>> START DATA SHOWN

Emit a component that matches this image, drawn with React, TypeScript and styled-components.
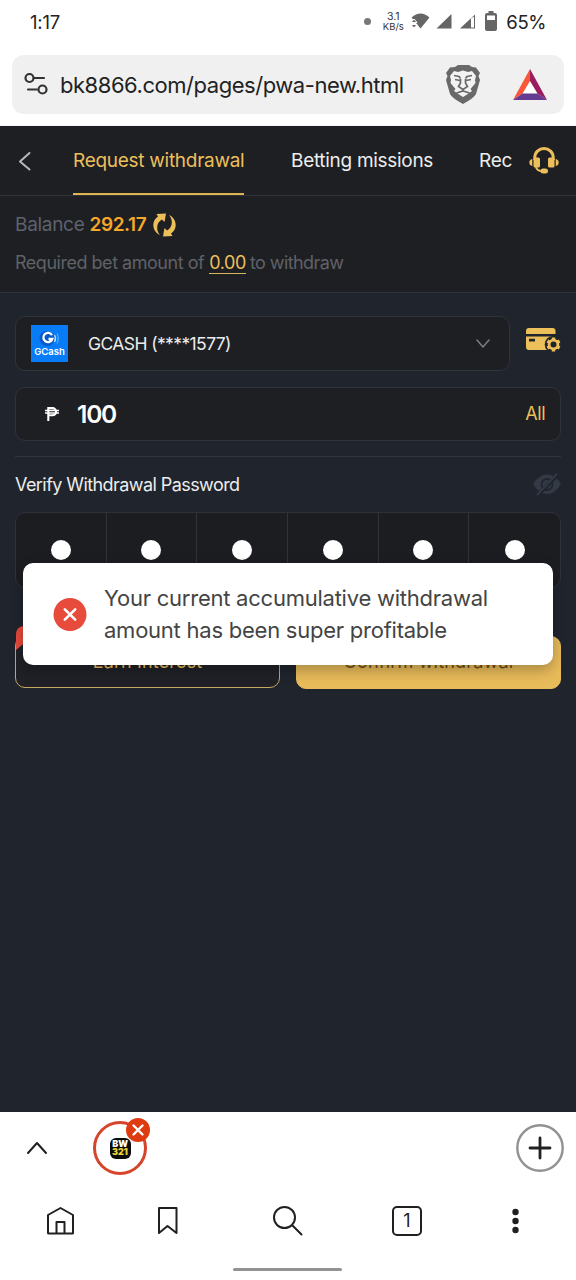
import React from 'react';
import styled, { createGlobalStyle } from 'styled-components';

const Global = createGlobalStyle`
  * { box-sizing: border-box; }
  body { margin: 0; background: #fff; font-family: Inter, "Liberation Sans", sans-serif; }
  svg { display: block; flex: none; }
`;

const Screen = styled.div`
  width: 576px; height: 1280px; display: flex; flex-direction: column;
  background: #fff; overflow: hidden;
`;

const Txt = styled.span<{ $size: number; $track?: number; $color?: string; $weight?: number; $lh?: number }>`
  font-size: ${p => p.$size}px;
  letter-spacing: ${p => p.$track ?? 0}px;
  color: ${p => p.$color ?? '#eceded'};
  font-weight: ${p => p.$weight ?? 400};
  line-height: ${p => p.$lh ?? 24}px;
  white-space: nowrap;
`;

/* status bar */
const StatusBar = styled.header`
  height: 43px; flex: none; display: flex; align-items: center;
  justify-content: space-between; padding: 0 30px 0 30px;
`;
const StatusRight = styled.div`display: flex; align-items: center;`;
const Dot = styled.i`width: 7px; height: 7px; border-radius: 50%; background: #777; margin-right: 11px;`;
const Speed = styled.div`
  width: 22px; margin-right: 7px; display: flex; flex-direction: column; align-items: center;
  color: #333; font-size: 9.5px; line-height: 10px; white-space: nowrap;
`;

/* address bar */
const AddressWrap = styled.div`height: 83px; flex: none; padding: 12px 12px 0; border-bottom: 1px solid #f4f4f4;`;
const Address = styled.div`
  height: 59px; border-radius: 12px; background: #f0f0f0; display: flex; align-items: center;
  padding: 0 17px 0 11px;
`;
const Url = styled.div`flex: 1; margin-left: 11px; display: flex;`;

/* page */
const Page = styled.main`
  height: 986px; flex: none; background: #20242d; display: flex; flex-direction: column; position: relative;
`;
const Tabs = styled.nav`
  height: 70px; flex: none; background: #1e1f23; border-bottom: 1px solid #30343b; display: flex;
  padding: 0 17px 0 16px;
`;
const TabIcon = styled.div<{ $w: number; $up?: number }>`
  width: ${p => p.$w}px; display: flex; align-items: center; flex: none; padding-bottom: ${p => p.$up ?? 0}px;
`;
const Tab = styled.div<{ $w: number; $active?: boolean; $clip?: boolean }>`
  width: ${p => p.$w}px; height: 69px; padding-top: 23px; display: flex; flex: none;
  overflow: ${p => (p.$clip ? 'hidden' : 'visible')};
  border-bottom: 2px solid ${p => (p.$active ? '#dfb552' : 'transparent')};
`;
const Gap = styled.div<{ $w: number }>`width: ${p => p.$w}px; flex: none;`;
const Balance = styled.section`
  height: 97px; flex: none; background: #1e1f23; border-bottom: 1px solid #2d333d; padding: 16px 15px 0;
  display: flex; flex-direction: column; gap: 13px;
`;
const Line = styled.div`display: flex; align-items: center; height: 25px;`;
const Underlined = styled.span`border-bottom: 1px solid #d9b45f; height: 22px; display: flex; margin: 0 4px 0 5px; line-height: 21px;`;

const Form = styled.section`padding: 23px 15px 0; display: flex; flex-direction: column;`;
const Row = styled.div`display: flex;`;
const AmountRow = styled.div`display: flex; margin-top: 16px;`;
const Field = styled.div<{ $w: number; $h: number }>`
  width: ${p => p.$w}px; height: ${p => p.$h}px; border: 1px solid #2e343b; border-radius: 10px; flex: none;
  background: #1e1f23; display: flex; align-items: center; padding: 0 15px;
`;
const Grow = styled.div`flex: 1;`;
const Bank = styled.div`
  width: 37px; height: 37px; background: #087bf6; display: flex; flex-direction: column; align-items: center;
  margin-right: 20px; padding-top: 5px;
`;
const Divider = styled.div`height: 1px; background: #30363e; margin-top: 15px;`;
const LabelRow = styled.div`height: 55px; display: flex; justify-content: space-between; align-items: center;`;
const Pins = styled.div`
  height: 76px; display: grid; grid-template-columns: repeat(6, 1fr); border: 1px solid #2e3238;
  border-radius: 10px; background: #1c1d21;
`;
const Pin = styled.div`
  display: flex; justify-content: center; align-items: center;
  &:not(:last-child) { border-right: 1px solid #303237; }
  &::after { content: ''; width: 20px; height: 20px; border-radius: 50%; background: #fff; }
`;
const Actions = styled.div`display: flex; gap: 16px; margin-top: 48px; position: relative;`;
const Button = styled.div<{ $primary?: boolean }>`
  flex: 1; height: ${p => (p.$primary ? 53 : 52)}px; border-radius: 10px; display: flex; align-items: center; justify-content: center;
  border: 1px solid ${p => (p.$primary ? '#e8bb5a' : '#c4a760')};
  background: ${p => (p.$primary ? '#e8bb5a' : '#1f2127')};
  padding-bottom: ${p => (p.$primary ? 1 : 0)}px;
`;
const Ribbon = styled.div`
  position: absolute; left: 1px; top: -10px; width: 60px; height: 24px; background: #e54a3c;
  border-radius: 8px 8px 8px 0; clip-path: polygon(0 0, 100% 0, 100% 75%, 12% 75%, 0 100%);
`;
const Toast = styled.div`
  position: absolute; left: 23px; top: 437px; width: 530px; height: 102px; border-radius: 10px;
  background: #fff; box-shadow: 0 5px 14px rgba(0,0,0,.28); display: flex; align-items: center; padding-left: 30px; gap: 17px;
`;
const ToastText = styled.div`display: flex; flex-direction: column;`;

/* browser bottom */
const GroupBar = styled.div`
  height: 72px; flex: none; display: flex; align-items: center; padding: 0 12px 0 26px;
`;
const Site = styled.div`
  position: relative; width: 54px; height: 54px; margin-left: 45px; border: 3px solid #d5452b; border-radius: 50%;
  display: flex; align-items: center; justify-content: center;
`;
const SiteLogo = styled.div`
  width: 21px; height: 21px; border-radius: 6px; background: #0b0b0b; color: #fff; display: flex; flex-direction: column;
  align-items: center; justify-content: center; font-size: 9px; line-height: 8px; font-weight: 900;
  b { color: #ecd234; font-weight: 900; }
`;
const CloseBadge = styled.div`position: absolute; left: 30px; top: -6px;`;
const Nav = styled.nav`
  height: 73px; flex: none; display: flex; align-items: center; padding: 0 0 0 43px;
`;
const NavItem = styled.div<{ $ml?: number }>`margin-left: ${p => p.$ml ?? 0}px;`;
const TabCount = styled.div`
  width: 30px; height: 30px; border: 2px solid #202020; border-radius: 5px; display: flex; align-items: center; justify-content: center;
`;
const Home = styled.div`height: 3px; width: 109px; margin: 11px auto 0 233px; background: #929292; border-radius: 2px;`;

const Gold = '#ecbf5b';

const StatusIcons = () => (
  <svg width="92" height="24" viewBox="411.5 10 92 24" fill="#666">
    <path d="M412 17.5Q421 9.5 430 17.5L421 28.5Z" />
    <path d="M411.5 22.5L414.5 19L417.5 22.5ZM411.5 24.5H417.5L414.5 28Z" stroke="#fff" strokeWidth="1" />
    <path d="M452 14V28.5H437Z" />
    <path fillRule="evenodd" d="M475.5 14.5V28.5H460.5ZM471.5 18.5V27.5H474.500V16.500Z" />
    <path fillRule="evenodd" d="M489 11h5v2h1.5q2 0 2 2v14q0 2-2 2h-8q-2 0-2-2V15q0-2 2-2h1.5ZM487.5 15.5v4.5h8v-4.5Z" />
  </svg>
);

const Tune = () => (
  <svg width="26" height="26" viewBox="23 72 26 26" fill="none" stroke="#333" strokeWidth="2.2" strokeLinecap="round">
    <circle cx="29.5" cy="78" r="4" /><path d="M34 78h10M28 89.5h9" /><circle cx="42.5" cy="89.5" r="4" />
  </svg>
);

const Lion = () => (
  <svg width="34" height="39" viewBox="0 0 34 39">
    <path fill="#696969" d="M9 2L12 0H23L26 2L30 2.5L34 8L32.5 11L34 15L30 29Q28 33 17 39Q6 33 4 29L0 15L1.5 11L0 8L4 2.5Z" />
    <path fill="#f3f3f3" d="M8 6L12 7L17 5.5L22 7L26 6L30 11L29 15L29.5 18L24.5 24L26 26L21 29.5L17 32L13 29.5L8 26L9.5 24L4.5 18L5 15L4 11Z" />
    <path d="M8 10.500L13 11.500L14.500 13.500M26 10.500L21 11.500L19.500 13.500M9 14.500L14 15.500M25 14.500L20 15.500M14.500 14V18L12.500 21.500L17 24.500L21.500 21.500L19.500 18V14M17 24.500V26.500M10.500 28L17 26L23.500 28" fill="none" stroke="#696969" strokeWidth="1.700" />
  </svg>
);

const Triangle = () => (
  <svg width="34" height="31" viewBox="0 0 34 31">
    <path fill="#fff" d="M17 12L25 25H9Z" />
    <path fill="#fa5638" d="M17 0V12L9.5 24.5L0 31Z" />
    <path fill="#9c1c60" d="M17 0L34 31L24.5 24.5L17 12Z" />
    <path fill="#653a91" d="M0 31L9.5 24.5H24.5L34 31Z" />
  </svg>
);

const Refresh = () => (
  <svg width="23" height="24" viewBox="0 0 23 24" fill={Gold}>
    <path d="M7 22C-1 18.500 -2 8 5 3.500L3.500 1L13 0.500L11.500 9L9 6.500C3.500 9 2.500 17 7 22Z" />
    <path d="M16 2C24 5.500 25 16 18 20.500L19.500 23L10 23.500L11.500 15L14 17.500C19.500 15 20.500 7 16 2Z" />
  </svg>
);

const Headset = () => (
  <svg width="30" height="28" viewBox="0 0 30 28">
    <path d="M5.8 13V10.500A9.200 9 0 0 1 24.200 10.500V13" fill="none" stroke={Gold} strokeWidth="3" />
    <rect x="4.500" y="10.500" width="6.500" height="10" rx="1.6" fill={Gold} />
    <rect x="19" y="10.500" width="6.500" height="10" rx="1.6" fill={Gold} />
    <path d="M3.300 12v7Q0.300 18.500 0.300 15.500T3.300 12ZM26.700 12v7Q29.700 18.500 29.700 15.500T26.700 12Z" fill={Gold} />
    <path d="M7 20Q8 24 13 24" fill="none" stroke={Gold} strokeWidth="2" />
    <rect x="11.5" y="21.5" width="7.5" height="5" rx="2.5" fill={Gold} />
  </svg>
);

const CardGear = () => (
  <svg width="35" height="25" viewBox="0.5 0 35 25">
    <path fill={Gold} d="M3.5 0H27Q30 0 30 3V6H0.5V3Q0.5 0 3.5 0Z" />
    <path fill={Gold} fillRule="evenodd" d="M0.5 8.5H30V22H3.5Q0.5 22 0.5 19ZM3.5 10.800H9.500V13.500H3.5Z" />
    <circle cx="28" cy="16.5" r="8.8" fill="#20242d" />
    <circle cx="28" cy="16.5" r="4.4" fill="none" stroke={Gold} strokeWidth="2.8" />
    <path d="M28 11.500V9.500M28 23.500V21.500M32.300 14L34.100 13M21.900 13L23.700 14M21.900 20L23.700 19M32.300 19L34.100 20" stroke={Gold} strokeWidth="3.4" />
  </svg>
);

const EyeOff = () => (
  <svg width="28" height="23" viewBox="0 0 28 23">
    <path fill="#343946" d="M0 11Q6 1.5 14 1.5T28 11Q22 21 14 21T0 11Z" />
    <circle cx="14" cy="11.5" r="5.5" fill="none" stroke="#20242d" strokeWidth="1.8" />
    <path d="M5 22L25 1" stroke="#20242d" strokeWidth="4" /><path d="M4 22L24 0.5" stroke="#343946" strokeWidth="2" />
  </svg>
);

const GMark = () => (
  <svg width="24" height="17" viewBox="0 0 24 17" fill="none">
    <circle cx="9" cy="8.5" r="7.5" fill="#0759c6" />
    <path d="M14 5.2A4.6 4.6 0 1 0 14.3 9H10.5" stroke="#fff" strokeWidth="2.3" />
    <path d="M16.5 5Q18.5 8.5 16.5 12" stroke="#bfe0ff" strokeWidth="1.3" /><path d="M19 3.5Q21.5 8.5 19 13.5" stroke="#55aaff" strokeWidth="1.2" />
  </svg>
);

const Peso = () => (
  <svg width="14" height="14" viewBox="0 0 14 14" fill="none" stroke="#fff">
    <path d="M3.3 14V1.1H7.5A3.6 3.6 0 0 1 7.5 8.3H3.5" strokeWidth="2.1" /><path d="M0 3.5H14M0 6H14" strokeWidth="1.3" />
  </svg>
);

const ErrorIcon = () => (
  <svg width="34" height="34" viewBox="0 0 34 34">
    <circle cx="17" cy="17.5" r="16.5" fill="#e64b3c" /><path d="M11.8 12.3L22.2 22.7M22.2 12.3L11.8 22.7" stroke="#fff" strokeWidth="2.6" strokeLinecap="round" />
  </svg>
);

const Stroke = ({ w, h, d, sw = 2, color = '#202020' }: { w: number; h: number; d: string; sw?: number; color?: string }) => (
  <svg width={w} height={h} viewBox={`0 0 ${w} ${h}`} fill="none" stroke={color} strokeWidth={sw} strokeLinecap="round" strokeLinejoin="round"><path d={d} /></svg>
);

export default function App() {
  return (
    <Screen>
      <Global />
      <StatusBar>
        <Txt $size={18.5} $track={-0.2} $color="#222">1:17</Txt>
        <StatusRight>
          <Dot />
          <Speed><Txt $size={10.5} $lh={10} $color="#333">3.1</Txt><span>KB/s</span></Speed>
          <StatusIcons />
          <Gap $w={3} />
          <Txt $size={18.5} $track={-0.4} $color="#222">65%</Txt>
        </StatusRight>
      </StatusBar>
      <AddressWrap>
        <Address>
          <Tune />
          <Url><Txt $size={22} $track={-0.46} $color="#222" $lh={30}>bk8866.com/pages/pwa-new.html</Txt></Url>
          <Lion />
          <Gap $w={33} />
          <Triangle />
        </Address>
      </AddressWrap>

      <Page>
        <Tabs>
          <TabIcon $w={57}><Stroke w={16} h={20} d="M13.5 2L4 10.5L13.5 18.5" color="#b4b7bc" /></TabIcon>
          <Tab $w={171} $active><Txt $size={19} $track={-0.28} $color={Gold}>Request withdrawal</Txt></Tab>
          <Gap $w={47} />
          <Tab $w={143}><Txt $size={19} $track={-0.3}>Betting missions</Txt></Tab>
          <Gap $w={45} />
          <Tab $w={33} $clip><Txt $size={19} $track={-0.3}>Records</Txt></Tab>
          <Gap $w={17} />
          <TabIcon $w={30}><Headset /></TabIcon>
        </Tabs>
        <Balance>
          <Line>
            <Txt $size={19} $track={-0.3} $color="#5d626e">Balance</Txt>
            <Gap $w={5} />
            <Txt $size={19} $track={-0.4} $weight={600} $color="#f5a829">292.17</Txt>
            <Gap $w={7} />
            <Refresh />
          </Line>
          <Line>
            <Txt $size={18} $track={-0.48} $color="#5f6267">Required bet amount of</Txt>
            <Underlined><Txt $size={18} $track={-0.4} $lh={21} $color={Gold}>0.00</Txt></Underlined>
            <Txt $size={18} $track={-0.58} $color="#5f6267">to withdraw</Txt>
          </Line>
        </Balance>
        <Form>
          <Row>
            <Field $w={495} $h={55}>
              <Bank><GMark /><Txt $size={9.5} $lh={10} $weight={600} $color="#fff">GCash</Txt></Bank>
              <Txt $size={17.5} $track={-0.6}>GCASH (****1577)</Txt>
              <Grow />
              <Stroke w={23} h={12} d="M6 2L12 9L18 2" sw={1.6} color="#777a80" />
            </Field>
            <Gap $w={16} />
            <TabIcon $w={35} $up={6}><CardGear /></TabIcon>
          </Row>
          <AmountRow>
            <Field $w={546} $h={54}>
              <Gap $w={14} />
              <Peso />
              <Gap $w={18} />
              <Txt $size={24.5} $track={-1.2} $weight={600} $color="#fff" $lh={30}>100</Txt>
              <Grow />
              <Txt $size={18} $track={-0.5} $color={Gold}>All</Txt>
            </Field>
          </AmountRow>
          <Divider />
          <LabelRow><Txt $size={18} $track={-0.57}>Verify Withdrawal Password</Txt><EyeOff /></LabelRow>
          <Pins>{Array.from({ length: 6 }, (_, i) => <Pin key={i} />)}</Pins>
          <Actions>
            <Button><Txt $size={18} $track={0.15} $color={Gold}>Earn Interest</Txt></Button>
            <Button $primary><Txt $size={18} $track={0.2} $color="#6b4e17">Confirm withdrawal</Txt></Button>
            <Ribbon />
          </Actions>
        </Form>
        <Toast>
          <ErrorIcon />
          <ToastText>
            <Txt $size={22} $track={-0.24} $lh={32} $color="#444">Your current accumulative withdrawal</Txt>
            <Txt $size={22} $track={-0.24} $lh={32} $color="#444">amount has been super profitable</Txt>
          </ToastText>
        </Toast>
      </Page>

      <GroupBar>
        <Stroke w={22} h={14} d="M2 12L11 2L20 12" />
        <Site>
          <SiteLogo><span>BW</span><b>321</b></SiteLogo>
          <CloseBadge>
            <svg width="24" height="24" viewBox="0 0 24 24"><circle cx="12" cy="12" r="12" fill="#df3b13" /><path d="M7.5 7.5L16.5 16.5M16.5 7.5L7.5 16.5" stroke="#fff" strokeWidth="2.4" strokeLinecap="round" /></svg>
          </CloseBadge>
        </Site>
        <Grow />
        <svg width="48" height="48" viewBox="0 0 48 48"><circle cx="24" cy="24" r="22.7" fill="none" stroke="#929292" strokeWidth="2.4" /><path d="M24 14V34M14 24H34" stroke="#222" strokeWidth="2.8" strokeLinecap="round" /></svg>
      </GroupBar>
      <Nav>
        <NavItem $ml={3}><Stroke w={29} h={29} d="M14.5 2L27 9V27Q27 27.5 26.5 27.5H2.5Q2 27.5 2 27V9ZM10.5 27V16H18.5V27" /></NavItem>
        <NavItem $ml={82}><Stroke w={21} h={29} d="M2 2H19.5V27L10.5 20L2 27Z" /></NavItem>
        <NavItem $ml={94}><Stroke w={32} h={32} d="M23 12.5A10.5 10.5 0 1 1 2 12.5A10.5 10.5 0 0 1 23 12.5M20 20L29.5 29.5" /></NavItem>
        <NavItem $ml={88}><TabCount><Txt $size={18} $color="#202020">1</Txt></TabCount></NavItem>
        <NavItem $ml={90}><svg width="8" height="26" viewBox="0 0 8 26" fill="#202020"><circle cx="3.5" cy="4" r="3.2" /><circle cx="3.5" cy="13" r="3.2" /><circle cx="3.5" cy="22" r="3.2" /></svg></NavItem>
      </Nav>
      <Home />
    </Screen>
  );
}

>> END DATA SHOWN

- _SET PROBLEM_:
Write out the lines from the start of the material to the line with "1; margin-left: 11px;", inclusive and exactly. Skip the pictures.

- _COMPLETE RESPONSE_:
Emit a component that matches this image, drawn with React, TypeScript and styled-components.
import React from 'react';
import styled, { createGlobalStyle } from 'styled-components';

const Global = createGlobalStyle`
  * { box-sizing: border-box; }
  body { margin: 0; background: #fff; font-family: Inter, "Liberation Sans", sans-serif; }
  svg { display: block; flex: none; }
`;

const Screen = styled.div`
  width: 576px; height: 1280px; display: flex; flex-direction: column;
  background: #fff; overflow: hidden;
`;

const Txt = styled.span<{ $size: number; $track?: number; $color?: string; $weight?: number; $lh?: number }>`
  font-size: ${p => p.$size}px;
  letter-spacing: ${p => p.$track ?? 0}px;
  color: ${p => p.$color ?? '#eceded'};
  font-weight: ${p => p.$weight ?? 400};
  line-height: ${p => p.$lh ?? 24}px;
  white-space: nowrap;
`;

/* status bar */
const StatusBar = styled.header`
  height: 43px; flex: none; display: flex; align-items: center;
  justify-content: space-between; padding: 0 30px 0 30px;
`;
const StatusRight = styled.div`display: flex; align-items: center;`;
const Dot = styled.i`width: 7px; height: 7px; border-radius: 50%; background: #777; margin-right: 11px;`;
const Speed = styled.div`
  width: 22px; margin-right: 7px; display: flex; flex-direction: column; align-items: center;
  color: #333; font-size: 9.5px; line-height: 10px; white-space: nowrap;
`;

/* address bar */
const AddressWrap = styled.div`height: 83px; flex: none; padding: 12px 12px 0; border-bottom: 1px solid #f4f4f4;`;
const Address = styled.div`
  height: 59px; border-radius: 12px; background: #f0f0f0; display: flex; align-items: center;
  padding: 0 17px 0 11px;
`;
const Url = styled.div`flex: 1; margin-left: 11px; display: flex;`;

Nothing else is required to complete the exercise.